The argument to routingService.getDataImportServiceConfig must match the section created under dataImportServers above.

Once the Import-driven lastBy DIS has been started, a LastByTableMapFactory can be created for it. Then one or more TableMaps can be created from the factory instance. A merge() operation can be applied to a TableMap to coalesce it into a regular table usable in Deephaven queries:

tmf=LastByTableMapFactory.forDataImportServer(dis);

OrderEventMap = tmf.createTableMap("Order","Event",currentDate(TZ_NY));
OrderEventLastByWidget = new LiveTableMapSelector(OrderEventMap, true);
OrderEventLastByTableSorted = OrderEventMap.merge()

Example

tmf=LastByTableMapFactory.forDataImportServer(dis);
DXQuoteLastByTableMap = tmf.createTableMap("DXFeed", "QuoteStock", currentDate(TZ_NY));
DXQuoteLastByTable = DXQuoteLastByTableMap.merge();

In the above code excerpt, DXQuoteLastByTable is a Deephaven table comparable to what would be created by:

DXQuoteLastByTable=db.i("DXFeed","QuoteStock")
    .where("Date=currentDateNy()")
    .lastBy("Sym","BidExchange")

Notes

Memory requirements for the DIS worker process are proportional to the number of columns in the table(s) being processed, and also to the number of unique lastBy key values. It is recommended to start with double the size of a snapshot of a conventionally calculated, fully populated, lastBy table for the same data, plus some amount of overhead for the DIS process itself and its buffers.

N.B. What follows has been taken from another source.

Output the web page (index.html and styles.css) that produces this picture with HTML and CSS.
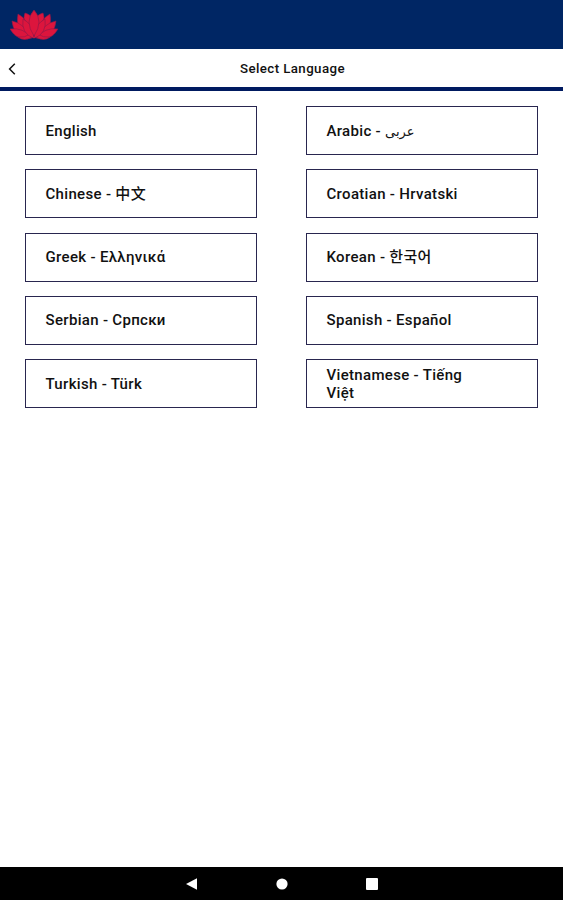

Stopping or restarting a Tailer that is streaming data to the Import-driven lastBy DIS will cause the DIS process to log a warning about its lost connection. Once the Tailer resumes processing, the DIS will also resume updating lastBy information and publishing results to table subscribers.

Stopping or restarting the worker running the lastBy query will cause any consumers of this data to log warnings about lost connections. Once the query resumes, these processes should continue.